Au fond, à répéter les mêmes débats éternels, on risque de manquer l’obligation de choisir entre les questions celles qui nous semblent principales, parce que certaines sont quand même les plus importantes, et qu’une communauté marque sa hauteur de vue par le choix des questions qui lui semblent prioritaires. C’est cela seul qui peut ouvrir le débat, autoriser un désaccord représentatif, sous une ou deux questions que l’on accepte comme souveraines, et dont on accepte qu’il va falloir vivre durablement avec. Car il y a un mythe, typique de notre temps, d’une solution à toute question, qui justifie développe la course en avant de moyens techniques de plus en plus puissants ; c’est là notre nouvelle sophistique et notre nouvelle tyrannie, entre lesquels l’espace politique est écrasé. Pire : l’impossibilité de se reconnaître dans un débat rejette souvent nos désaccords vers des petites querelles de personnes, d’autant plus amères ou haineuses qu’elles sont confuses, honteuses, inexprimables.

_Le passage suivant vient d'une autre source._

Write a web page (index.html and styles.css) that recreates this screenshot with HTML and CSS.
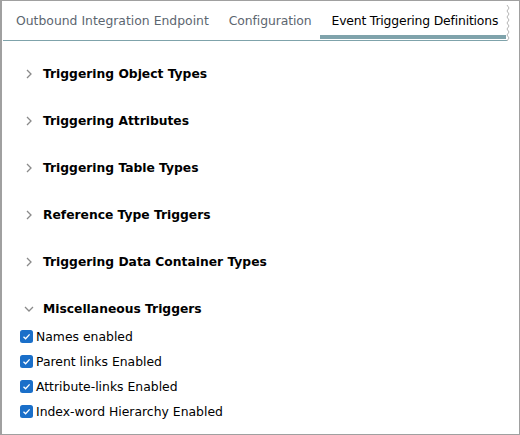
FILE: index.html
```html
<!DOCTYPE html>
<html>
<head>
<meta charset="utf-8">
<link rel="stylesheet" href="styles.css">
</head>
<body>
<div class="window">
  <div class="tabs">
    <div class="tab">Outbound Integration Endpoint</div>
    <div class="tab">Configuration</div>
    <div class="tab active">Event Triggering Definitions</div>
    <svg class="torn" width="4" height="36" viewBox="0 0 4 36"><path d="M1 0 L3 3 L1 6 L3 9 L1 12 L3 15 L1 18 L3 21 L1 24 L3 27 L1 30 L3 33 L1 36" fill="none" stroke="#b5b5b5" stroke-width="1"/></svg>
  </div>
  <div class="content">
    <div class="section"><svg class="chev" width="6" height="10" viewBox="0 0 6 10"><path d="M1 1 L5 5 L1 9" fill="none" stroke="#8a8a8a" stroke-width="1.3"/></svg><span>Triggering Object Types</span></div>
    <div class="section"><svg class="chev" width="6" height="10" viewBox="0 0 6 10"><path d="M1 1 L5 5 L1 9" fill="none" stroke="#8a8a8a" stroke-width="1.3"/></svg><span>Triggering Attributes</span></div>
    <div class="section"><svg class="chev" width="6" height="10" viewBox="0 0 6 10"><path d="M1 1 L5 5 L1 9" fill="none" stroke="#8a8a8a" stroke-width="1.3"/></svg><span>Triggering Table Types</span></div>
    <div class="section"><svg class="chev" width="6" height="10" viewBox="0 0 6 10"><path d="M1 1 L5 5 L1 9" fill="none" stroke="#8a8a8a" stroke-width="1.3"/></svg><span>Reference Type Triggers</span></div>
    <div class="section"><svg class="chev" width="6" height="10" viewBox="0 0 6 10"><path d="M1 1 L5 5 L1 9" fill="none" stroke="#8a8a8a" stroke-width="1.3"/></svg><span>Triggering Data Container Types</span></div>
    <div class="section open"><svg class="chev down" width="10" height="6" viewBox="0 0 10 6"><path d="M1 1 L5 5 L9 1" fill="none" stroke="#8a8a8a" stroke-width="1.3"/></svg><span>Miscellaneous Triggers</span></div>
    <div class="checks">
      <label class="check"><span class="box"><svg width="13" height="13" viewBox="0 0 13 13"><rect x="0" y="0" width="13" height="13" rx="2.5" fill="#1a6fc9"/><path d="M3.5 6.8 L5.6 8.8 L9.6 4.4" fill="none" stroke="#fff" stroke-width="1.3"/></svg></span>Names enabled</label>
      <label class="check"><span class="box"><svg width="13" height="13" viewBox="0 0 13 13"><rect x="0" y="0" width="13" height="13" rx="2.5" fill="#1a6fc9"/><path d="M3.5 6.8 L5.6 8.8 L9.6 4.4" fill="none" stroke="#fff" stroke-width="1.3"/></svg></span>Parent links Enabled</label>
      <label class="check"><span class="box"><svg width="13" height="13" viewBox="0 0 13 13"><rect x="0" y="0" width="13" height="13" rx="2.5" fill="#1a6fc9"/><path d="M3.5 6.8 L5.6 8.8 L9.6 4.4" fill="none" stroke="#fff" stroke-width="1.3"/></svg></span>Attribute-links Enabled</label>
      <label class="check"><span class="box"><svg width="13" height="13" viewBox="0 0 13 13"><rect x="0" y="0" width="13" height="13" rx="2.5" fill="#1a6fc9"/><path d="M3.5 6.8 L5.6 8.8 L9.6 4.4" fill="none" stroke="#fff" stroke-width="1.3"/></svg></span>Index-word Hierarchy Enabled</label>
    </div>
  </div>
</div>
</body>
</html>
```
FILE: styles.css
```css
html, body { margin: 0; padding: 0; background: #fff; }
body { font-family: "DejaVu Sans", sans-serif; font-size: 12.4px; color: #000; }
.window {
  width: 520px; height: 435px; box-sizing: border-box;
  border: 1px solid #a0a0a0; border-left-width: 2px;
  overflow: hidden;
}
.tabs {
  display: flex; align-items: stretch;
  margin: 0 12px 0 1px; height: 40px; box-sizing: border-box;
  border-bottom: 1px solid #7fa3ab;
  position: relative;
}
.tab {
  padding: 12px 8px 0 12px; color: #5c6670; white-space: nowrap;
}
.tab:first-child { padding-left: 13px; }
.tab:nth-child(2) { letter-spacing: -0.1px; }
.tab.active {
  color: #000; flex: 1; border-bottom: 4px solid #7fa3ab; margin-bottom: 1px;
  margin-right: 1px; letter-spacing: -0.18px;
}
.torn { position: absolute; right: -3px; top: 4px; }
.content { padding: 9px 0 0 0; }
.section {
  display: flex; align-items: center; height: 47px; padding-left: 24px;
  font-weight: bold; font-size: 12.3px;
}
.section .chev { margin-right: 11px; }
.section .chev.down { margin-left: -2px; margin-right: 9px; }
.section.open { height: 39px; box-sizing: border-box; padding-top: 8px; }
.checks { display: flex; flex-direction: column; padding-left: 18px; }
.check { display: flex; align-items: center; height: 25px; gap: 3px; }
.box { display: flex; width: 13px; height: 13px; }
```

Peut-être faut-il alors aller chercher dans l’autre sens : au lieu de demander à chacun de refouler et de laisser tomber ses conflits personnels pour entrer dans la dignité des grands débats politiques, peut-être faut-il au contraire encourager les uns et les autres à sortir les "petits" différends de leur panier à papier, du rebut où on les tient, pour les remettre sur la table et travailler à leur formulation. On suivrait ainsi l’adage de l’écrivain Philip Roth, que c’est en ouvrant ses propres poubelles que chacun est le plus créatif, et la remarque du philosophe Emerson que dans toutes les grandes œuvres humaines "nous reconnaissons les pensées que nous avons écartées", son exhortation qu’il nous faut "croire en votre propre pensée, croire que ce qui est vrai pour vous au plus secret de votre cœur est vrai pour tous les hommes". Bien sûr cela demande beaucoup de confiance en soi, et donc de confiance dans les autres, du crédit qu’une question très singulière, bien exprimée ou bien écoutée, puisse être parlante pour tous. Mais comment faire honneur à ces émotions qui nous déchirent, sans pour autant nous prendre nous-mêmes trop au sérieux ? Nous devons apprendre ensemble à traiter gravement les petites choses, comme porteuses de significations universelles, et légèrement les grandes, comme portées par des petits individus humains toujours limités.

Et si désormais nous prenions donc au sérieux nos scrupules les plus ridicules, ceux dont nous n’osons parler, nos petits bonheurs incommunicables, nos petits arrangements avec la fraternité, avec la justice, ou avec la liberté ? Et si nous osions nommer ce qui nous ennuie, ce qui nous chagrine, ce qui nous intrigue ? Et si nous y puisions de neuves possibilités de parler, de sentir et d’agir ? Dans tous les cas ce ne sont pas des conflits à liquider, car en les noyant nous perdrions notre sel, la tension que comportent nos Écritures et nos confessions, ces boîtes noires qui nous obligent à cohabiter dans le "conflit fondateur" lui-même. Car seul un désaccord dont la formulation est acceptée par tous est vraiment représentatif. Et notre volonté, au sens fort de la "volonté générale" ou du "que ta volonté soit faite" qui timbre notre communauté, ne se déploie que dans cette tension, dans ce différend reconnu.

La confiance qui nous est demandée est peut-être justement d’approuver ce que nous disons, c’est-à-dire de le penser vraiment. De ne pas nous laisser intimider par les conformismes, qui détestent toute véritable confiance en soi (je ne parle pas de cette petite comédie arrogante de l’assurance par laquelle nos mœurs veulent qu’on s’écrase les uns les autres). Et d’accepter que cette confiance nous soit donnée par le crédit que nous faisons aux paroles les uns des autres, car notre République tient à ce que nous sommes mutuellement témoins et contemporains les uns des autres, découvrant à peu près en même temps les mêmes questions. Face aux vraies questions, nul n’est plus avancé que les autres. Les vraies controverses, celles des sujets qui fâchent, traversent toutes les familles, toutes les salles de rédactions, tous les partis, et chacun de nous divisé d’avec lui-même. Oui, jamais le débat n’avait été aussi ouvert. Et nous sommes dans le même cercle.